→ EXERCISE GOAL: Can you write out all the lines word for word, with no pictures?

::: RECORDS FOR THE EXERCISE

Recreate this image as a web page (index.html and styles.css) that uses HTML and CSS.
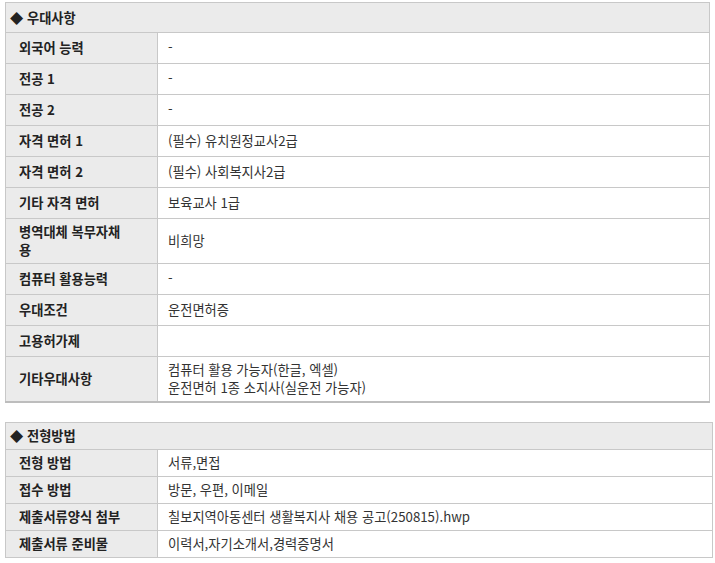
FILE: index.html
```html
<!DOCTYPE html>
<html lang="ko">
<head>
<meta charset="utf-8">
<link rel="stylesheet" href="styles.css">
</head>
<body>
<div class="page">
  <table class="info info-first">
    <colgroup><col class="c-label"><col></colgroup>
    <tr><th class="sec" colspan="2">◆ 우대사항</th></tr>
    <tr><th>외국어 능력</th><td>-</td></tr>
    <tr><th>전공 1</th><td>-</td></tr>
    <tr><th>전공 2</th><td>-</td></tr>
    <tr><th>자격 면허 1</th><td>(필수) 유치원정교사2급</td></tr>
    <tr><th>자격 면허 2</th><td>(필수) 사회복지사2급</td></tr>
    <tr><th>기타 자격 면허</th><td>보육교사 1급</td></tr>
    <tr><th>병역대체 복무자채<br>용</th><td>비희망</td></tr>
    <tr><th>컴퓨터 활용능력</th><td>-</td></tr>
    <tr><th>우대조건</th><td>운전면허증</td></tr>
    <tr><th>고용허가제</th><td></td></tr>
    <tr><th>기타우대사항</th><td>컴퓨터 활용 가능자(한글, 엑셀)<br>운전면허 1종 소지사(실운전 가능자)</td></tr>
  </table>

  <table class="info info-second">
    <colgroup><col class="c-label"><col></colgroup>
    <tr><th class="sec" colspan="2">◆ 전형방법</th></tr>
    <tr><th>전형 방법</th><td>서류,면접</td></tr>
    <tr><th>접수 방법</th><td>방문, 우편, 이메일</td></tr>
    <tr><th>제출서류양식 첨부</th><td>칠보지역아동센터 생활복지사 채용 공고(250815).hwp</td></tr>
    <tr><th>제출서류 준비물</th><td>이력서,자기소개서,경력증명서</td></tr>
  </table>
</div>
</body>
</html>
```

FILE: styles.css
```css
html, body {
  margin: 0;
  padding: 0;
  background: #ffffff;
}

body {
  font-family: "Noto Sans CJK KR", "Noto Sans", sans-serif;
  font-size: 13.25px;
  color: #222222;
}

.page {
  padding: 2px 0 0 5px;
}

.info {
  border-collapse: collapse;
  table-layout: fixed;
}

.info-first {
  width: 705px;
}

.info-second {
  width: 708px;
  margin-top: 19px;
}

.c-label {
  width: 152px;
}

.info th,
.info td {
  border: 1px solid #c8c8c8;
  line-height: 18px;
  height: 22px;
  vertical-align: middle;
  text-align: left;
  padding-top: 4px;
  padding-bottom: 4px;
}

.info th {
  background: #ebebeb;
  font-weight: bold;
  color: #222222;
  padding-left: 13px;
  padding-right: 8px;
}

.info td {
  background: #ffffff;
  font-weight: normal;
  color: #333333;
  padding-left: 10px;
  padding-right: 8px;
}

.info th.sec {
  height: 21px;
  padding-left: 4px;
}

.info-second th,
.info-second td {
  height: 18px;
}

.info-second th.sec {
  height: 18px;
}

.info-first tr:last-child th,
.info-first tr:last-child td {
  border-bottom: 2px solid #bdbdbd;
}
```
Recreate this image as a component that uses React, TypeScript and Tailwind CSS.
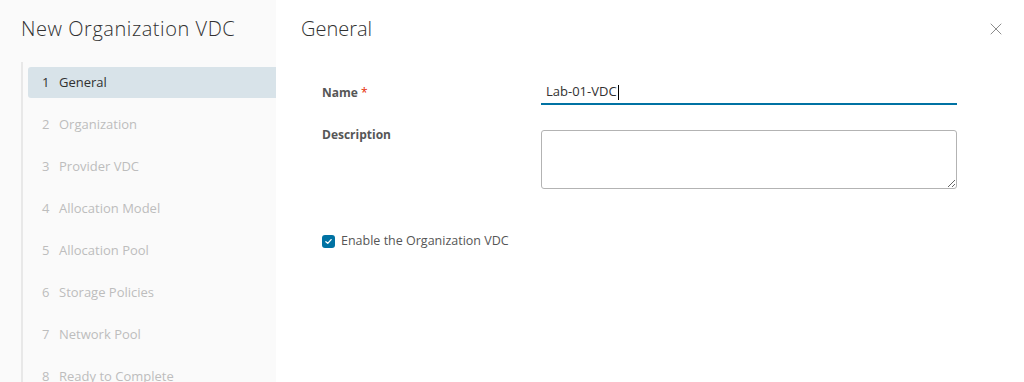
import { X } from "lucide-react";

const steps = [
  "General",
  "Organization",
  "Provider VDC",
  "Allocation Model",
  "Allocation Pool",
  "Storage Policies",
  "Network Pool",
  "Ready to Complete",
];

export default function App() {
  return (
    <div
      className="flex h-[382px] w-[1024px] overflow-hidden bg-white text-[#565656]"
      style={{ fontFamily: '"Open Sans", "Liberation Sans", sans-serif' }}
    >
      {/* Wizard sidebar */}
      <aside className="flex w-[276px] shrink-0 flex-col bg-[#fafafa]">
        <h1 className="pl-[21px] pt-[15px] text-[20px] font-light leading-[28px] tracking-[0.55px] text-[#313131]">
          New Organization VDC
        </h1>
        <nav className="ml-[21px] mt-[19px] flex flex-1 flex-col border-l-[2px] border-[#e8e8e8] pl-[5px] pt-[5px]">
          {steps.map((step, i) => (
            <div
              key={step}
              className={
                i === 0
                  ? "mb-[11px] flex h-[31px] items-center rounded-l-[3px] bg-[#d8e3e9] pl-[14px] text-[13px] text-[#313131]"
                  : "mb-[11px] flex h-[31px] items-center pl-[14px] text-[13px] text-[#bdbdbd]"
              }
            >
              <span className="w-[17px]">{i + 1}</span>
              <span>{step}</span>
            </div>
          ))}
        </nav>
      </aside>

      {/* Main content */}
      <main className="relative flex flex-1 flex-col pl-[25px] pr-[67px]">
        <div className="flex items-center justify-between pt-[15px]">
          <h2 className="text-[20px] font-light leading-[28px] text-[#313131]">
            General
          </h2>
          <button className="absolute right-[18px] top-[19px] text-[#8c8c8c]">
            <X className="h-[20px] w-[20px]" strokeWidth={1.2} />
          </button>
        </div>

        <div className="mt-[38px] flex flex-col pl-[21px]">
          <div className="flex items-center">
            <label className="w-[219px] text-[12px] font-bold">
              Name <span className="font-normal text-[#e62700]">*</span>
            </label>
            <div className="flex h-[24px] flex-1 items-center border-b-2 border-[#0072a3] pl-[5px] text-[13px] text-[#313131]">
              Lab-01-VDC<span className="ml-px h-[15px] w-px bg-black" />
            </div>
          </div>

          <div className="mt-[25px] flex items-start">
            <label className="-mt-[4px] w-[219px] text-[12px] font-bold">
              Description
            </label>
            <textarea className="h-[59px] flex-1 resize-y rounded-[3px] border border-[#b3b3b3] bg-white" />
          </div>

          <label className="mt-[43px] flex items-center gap-[6px] text-[12.5px]">
            <span className="flex h-[13px] w-[13px] items-center justify-center rounded-[3px] bg-[#0072a3]">
              <svg viewBox="0 0 12 12" className="h-[9px] w-[9px]">
                <path
                  d="M2.5 6.2 L5 8.5 L9.5 3.5"
                  fill="none"
                  stroke="white"
                  strokeWidth="1.8"
                  strokeLinecap="round"
                  strokeLinejoin="round"
                />
              </svg>
            </span>
            Enable the Organization VDC
          </label>
        </div>
      </main>
    </div>
  );
}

::::::

→ PROBLEM SOLUTION:
Recreate this image as a web page (index.html and styles.css) that uses HTML and CSS.
FILE: index.html
```html
<!DOCTYPE html>
<html lang="ko">
<head>
<meta charset="utf-8">
<link rel="stylesheet" href="styles.css">
</head>
<body>
<div class="page">
  <table class="info info-first">
    <colgroup><col class="c-label"><col></colgroup>
    <tr><th class="sec" colspan="2">◆ 우대사항</th></tr>
    <tr><th>외국어 능력</th><td>-</td></tr>
    <tr><th>전공 1</th><td>-</td></tr>
    <tr><th>전공 2</th><td>-</td></tr>
    <tr><th>자격 면허 1</th><td>(필수) 유치원정교사2급</td></tr>
    <tr><th>자격 면허 2</th><td>(필수) 사회복지사2급</td></tr>
    <tr><th>기타 자격 면허</th><td>보육교사 1급</td></tr>
    <tr><th>병역대체 복무자채<br>용</th><td>비희망</td></tr>
    <tr><th>컴퓨터 활용능력</th><td>-</td></tr>
    <tr><th>우대조건</th><td>운전면허증</td></tr>
    <tr><th>고용허가제</th><td></td></tr>
    <tr><th>기타우대사항</th><td>컴퓨터 활용 가능자(한글, 엑셀)<br>운전면허 1종 소지사(실운전 가능자)</td></tr>
  </table>

  <table class="info info-second">
    <colgroup><col class="c-label"><col></colgroup>
    <tr><th class="sec" colspan="2">◆ 전형방법</th></tr>
    <tr><th>전형 방법</th><td>서류,면접</td></tr>
    <tr><th>접수 방법</th><td>방문, 우편, 이메일</td></tr>
    <tr><th>제출서류양식 첨부</th><td>칠보지역아동센터 생활복지사 채용 공고(250815).hwp</td></tr>
    <tr><th>제출서류 준비물</th><td>이력서,자기소개서,경력증명서</td></tr>
  </table>
</div>
</body>
</html>
```

FILE: styles.css
```css
html, body {
  margin: 0;
  padding: 0;
  background: #ffffff;
}

body {
  font-family: "Noto Sans CJK KR", "Noto Sans", sans-serif;
  font-size: 13.25px;
  color: #222222;
}

.page {
  padding: 2px 0 0 5px;
}

.info {
  border-collapse: collapse;
  table-layout: fixed;
}

.info-first {
  width: 705px;
}

.info-second {
  width: 708px;
  margin-top: 19px;
}

.c-label {
  width: 152px;
}

.info th,
.info td {
  border: 1px solid #c8c8c8;
  line-height: 18px;
  height: 22px;
  vertical-align: middle;
  text-align: left;
  padding-top: 4px;
  padding-bottom: 4px;
}

.info th {
  background: #ebebeb;
  font-weight: bold;
  color: #222222;
  padding-left: 13px;
  padding-right: 8px;
}

.info td {
  background: #ffffff;
  font-weight: normal;
  color: #333333;
  padding-left: 10px;
  padding-right: 8px;
}

.info th.sec {
  height: 21px;
  padding-left: 4px;
}

.info-second th,
.info-second td {
  height: 18px;
}

.info-second th.sec {
  height: 18px;
}

.info-first tr:last-child th,
.info-first tr:last-child td {
  border-bottom: 2px solid #bdbdbd;
}
```
Recreate this image as a component that uses React, TypeScript and Tailwind CSS.
import { X } from "lucide-react";

const steps = [
  "General",
  "Organization",
  "Provider VDC",
  "Allocation Model",
  "Allocation Pool",
  "Storage Policies",
  "Network Pool",
  "Ready to Complete",
];

export default function App() {
  return (
    <div
      className="flex h-[382px] w-[1024px] overflow-hidden bg-white text-[#565656]"
      style={{ fontFamily: '"Open Sans", "Liberation Sans", sans-serif' }}
    >
      {/* Wizard sidebar */}
      <aside className="flex w-[276px] shrink-0 flex-col bg-[#fafafa]">
        <h1 className="pl-[21px] pt-[15px] text-[20px] font-light leading-[28px] tracking-[0.55px] text-[#313131]">
          New Organization VDC
        </h1>
        <nav className="ml-[21px] mt-[19px] flex flex-1 flex-col border-l-[2px] border-[#e8e8e8] pl-[5px] pt-[5px]">
          {steps.map((step, i) => (
            <div
              key={step}
              className={
                i === 0
                  ? "mb-[11px] flex h-[31px] items-center rounded-l-[3px] bg-[#d8e3e9] pl-[14px] text-[13px] text-[#313131]"
                  : "mb-[11px] flex h-[31px] items-center pl-[14px] text-[13px] text-[#bdbdbd]"
              }
            >
              <span className="w-[17px]">{i + 1}</span>
              <span>{step}</span>
            </div>
          ))}
        </nav>
      </aside>

      {/* Main content */}
      <main className="relative flex flex-1 flex-col pl-[25px] pr-[67px]">
        <div className="flex items-center justify-between pt-[15px]">
          <h2 className="text-[20px] font-light leading-[28px] text-[#313131]">
            General
          </h2>
          <button className="absolute right-[18px] top-[19px] text-[#8c8c8c]">
            <X className="h-[20px] w-[20px]" strokeWidth={1.2} />
          </button>
        </div>

        <div className="mt-[38px] flex flex-col pl-[21px]">
          <div className="flex items-center">
            <label className="w-[219px] text-[12px] font-bold">
              Name <span className="font-normal text-[#e62700]">*</span>
            </label>
            <div className="flex h-[24px] flex-1 items-center border-b-2 border-[#0072a3] pl-[5px] text-[13px] text-[#313131]">
              Lab-01-VDC<span className="ml-px h-[15px] w-px bg-black" />
            </div>
          </div>

          <div className="mt-[25px] flex items-start">
            <label className="-mt-[4px] w-[219px] text-[12px] font-bold">
              Description
            </label>
            <textarea className="h-[59px] flex-1 resize-y rounded-[3px] border border-[#b3b3b3] bg-white" />
          </div>

          <label className="mt-[43px] flex items-center gap-[6px] text-[12.5px]">
            <span className="flex h-[13px] w-[13px] items-center justify-center rounded-[3px] bg-[#0072a3]">
              <svg viewBox="0 0 12 12" className="h-[9px] w-[9px]">
                <path
                  d="M2.5 6.2 L5 8.5 L9.5 3.5"
                  fill="none"
                  stroke="white"
                  strokeWidth="1.8"
                  strokeLinecap="round"
                  strokeLinejoin="round"
                />
              </svg>
            </span>
            Enable the Organization VDC
          </label>
        </div>
      </main>
    </div>
  );
}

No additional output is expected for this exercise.